Higginson’s autobiography Seventy-one Years of a Guardsman’s Life (1916) recalled his childhood in Belgravia, nowadays one of the most expensive and sophisticated parts of London but, in the 1820s, he saw ‘fields and enclosures’ from his bedroom window and recalled that the present site of the South Kensington Museums was occupied by gravel pits. From here, ‘all the lands westward, as far as the hamlet of Hammersmith, were then parcelled out in well-cultivated farms and market gardens’. It was an area where ‘it was unsafe to walk after nightfall… unless well prepared to meet foot-pads…’

In his autobiography, Higginson wrote that ‘… five Sovereigns have reigned since I first saw the light, and I have been honoured by the personal notice of each’. This begun at the age of 3 when he was patted on the head by George IV (1762 – 1830). At various times, he was a personal friend of Edward VII, George V and of Florence Nightingale.
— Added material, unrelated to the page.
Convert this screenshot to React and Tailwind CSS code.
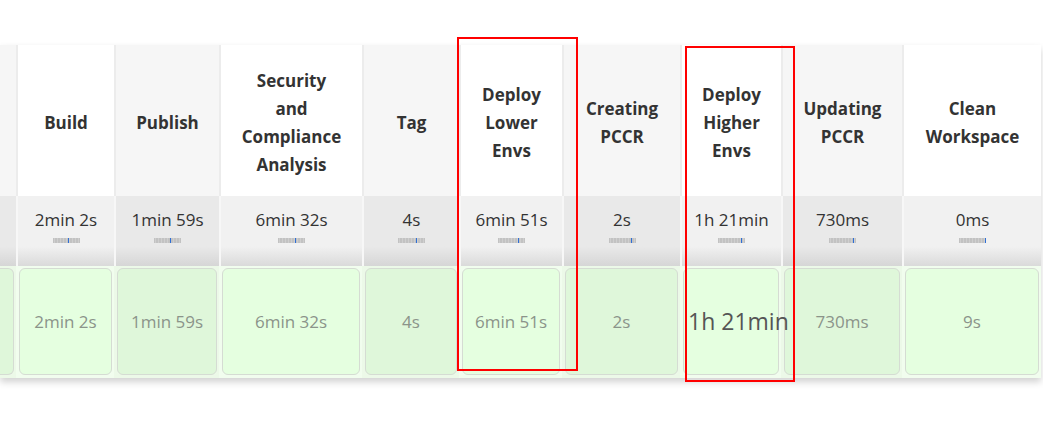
import React from "react";

const stages = [
  { lines: [""], w: "w-[16px]", shade: true, avg: "", run: "", tick: 0, partial: true },
  { lines: ["Build"], w: "w-[98px]", shade: false, avg: "2min 2s", run: "2min 2s", tick: 15 },
  { lines: ["Publish"], w: "w-[105px]", shade: true, avg: "1min 59s", run: "1min 59s", tick: 16 },
  { lines: ["Security", "and", "Compliance", "Analysis"], w: "w-[143px]", shade: false, avg: "6min 32s", run: "6min 32s", tick: 17 },
  { lines: ["Tag"], w: "w-[97px]", shade: true, avg: "4s", run: "4s", tick: 18 },
  { lines: ["Deploy", "Lower", "Envs"], w: "w-[103px]", shade: false, avg: "6min 51s", run: "6min 51s", tick: 20 },
  { lines: ["Creating", "PCCR"], w: "w-[118px]", shade: true, avg: "2s", run: "2s", tick: 22 },
  { lines: ["Deploy", "Higher", "Envs"], w: "w-[101px]", shade: false, avg: "1h 21min", run: "1h 21min", tick: 23, big: true },
  { lines: ["Updating", "PCCR"], w: "w-[121px]", shade: true, avg: "730ms", run: "730ms", tick: 24 },
  { lines: ["Clean", "Workspace"], w: "w-[139px]", shade: false, avg: "0ms", run: "9s", tick: 26 },
];

function MiniBar({ tick }) {
  const stripes = [];
  for (let i = 1; i < 27; i += 3) {
    stripes.push(<rect key={i} x={i} y="0" width="1" height="5" fill="#cfcfcf" />);
  }
  return (
    <svg width="27" height="5" viewBox="0 0 27 5" className="block">
      <rect x="0" y="0" width="27" height="5" fill="#c2c2c2" />
      {stripes}
      <rect x={tick} y="0" width="1" height="5" fill="#2f6fd6" />
    </svg>
  );
}

export default function App() {
  return (
    <div className="relative w-[1043px] h-[427px] bg-white overflow-hidden font-['Open_Sans',sans-serif]">
      <div className="pt-[45px]">
        <div className="inline-block shadow-[0_4px_7px_rgba(0,0,0,0.18)]">
          {/* header row */}
          <div className="flex h-[151px]">
            {stages.map((s, i) => (
              <div
                key={"h" + i}
                className={`${s.w} shrink-0 flex flex-col items-center justify-center pt-[4px] ${i > 0 ? "border-l-2 border-[#ececec]" : ""} ${s.shade ? "bg-[#f6f6f6]" : "bg-white"}`}
              >
                {s.lines.map((l, j) => (
                  <span key={j} className="text-[17px] leading-[28px] font-bold text-[#333] whitespace-nowrap">
                    {l}
                  </span>
                ))}
              </div>
            ))}
          </div>

          {/* averages row */}
          <div className="flex h-[70px]">
            {stages.map((s, i) => (
              <div
                key={"a" + i}
                className={`${s.w} shrink-0 flex flex-col items-center pt-[12px] ${i > 0 ? "border-l-2 border-[#f7f7f7]" : ""} ${
                  s.shade
                    ? "bg-[linear-gradient(to_bottom,#e9e9e9_0%,#e9e9e9_72%,#d6d6d6_100%)]"
                    : "bg-[linear-gradient(to_bottom,#f1f1f1_0%,#f1f1f1_72%,#dadada_100%)]"
                }`}
              >
                {!s.partial && (
                  <>
                    <span className="text-[17px] leading-[24px] text-[#333] whitespace-nowrap">{s.avg}</span>
                    <div className="mt-[6px]">
                      <MiniBar tick={s.tick} />
                    </div>
                  </>
                )}
              </div>
            ))}
          </div>

          {/* run row */}
          <div className="flex h-[112px]">
            {stages.map((s, i) => (
              <div
                key={"r" + i}
                className={`${s.w} shrink-0 ${i > 0 ? "pl-[3px]" : ""} pr-[2px] pt-[2px] pb-[3px] ${s.big ? "relative z-10" : ""} ${s.shade ? "bg-[#ecf9e8]" : "bg-[#f1fdee]"}`}
              >
                <div
                  className={`h-full flex items-center border border-[#d5dcd3] ${i === 0 ? "rounded-r-[6px] border-l-0" : "rounded-[6px]"} ${
                    s.shade ? "bg-[#dff7da]" : "bg-[#e5ffe0]"
                  }`}
                >
                  {!s.partial && (
                    <div className={`w-full text-center ${s.big ? "pl-[4px] text-left" : "px-[4px]"}`}>
                      <span
                        className={
                          s.big
                            ? "text-[23px] text-[#555] whitespace-nowrap"
                            : "text-[17px] text-[#8b948a] whitespace-nowrap"
                        }
                      >
                        {s.run}
                      </span>
                    </div>
                  )}
                </div>
              </div>
            ))}
          </div>
        </div>
      </div>

      {/* annotation boxes */}
      <div className="absolute left-[457px] top-[37px] w-[121px] h-[334px] border-2 border-[#ff0000] z-20" />
      <div className="absolute left-[685px] top-[46px] w-[110px] h-[336px] border-2 border-[#ff0000] z-20" />
    </div>
  );
}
On the left, Higginson as depicted by ‘Spy’ in “Vanity Fair” in 1884. It is titled “A Good Soldier”. On the right is a photograph taken c.1916.

The family estate was in Marlow, near Henley. Here, Higginson excavated a canal from the River Thames to Bisham Church. After that, he used a gondola to travel from home to church via the river and the canal.

Higginson was schooled at Eton between 1839 and 1844. Although there is no mention of him rowing there in his autobiography, we do have one splendid piece of evidence that he did in fact ply an oar in his time at the school. At the 2013 Rowing History Forum at Henley’s River and Rowing Museum, Terry Morahan present  ‘the oldest rowing blazer in the world’ to the RRM; it was the Eton boating jacket worn by Higginson in 1844.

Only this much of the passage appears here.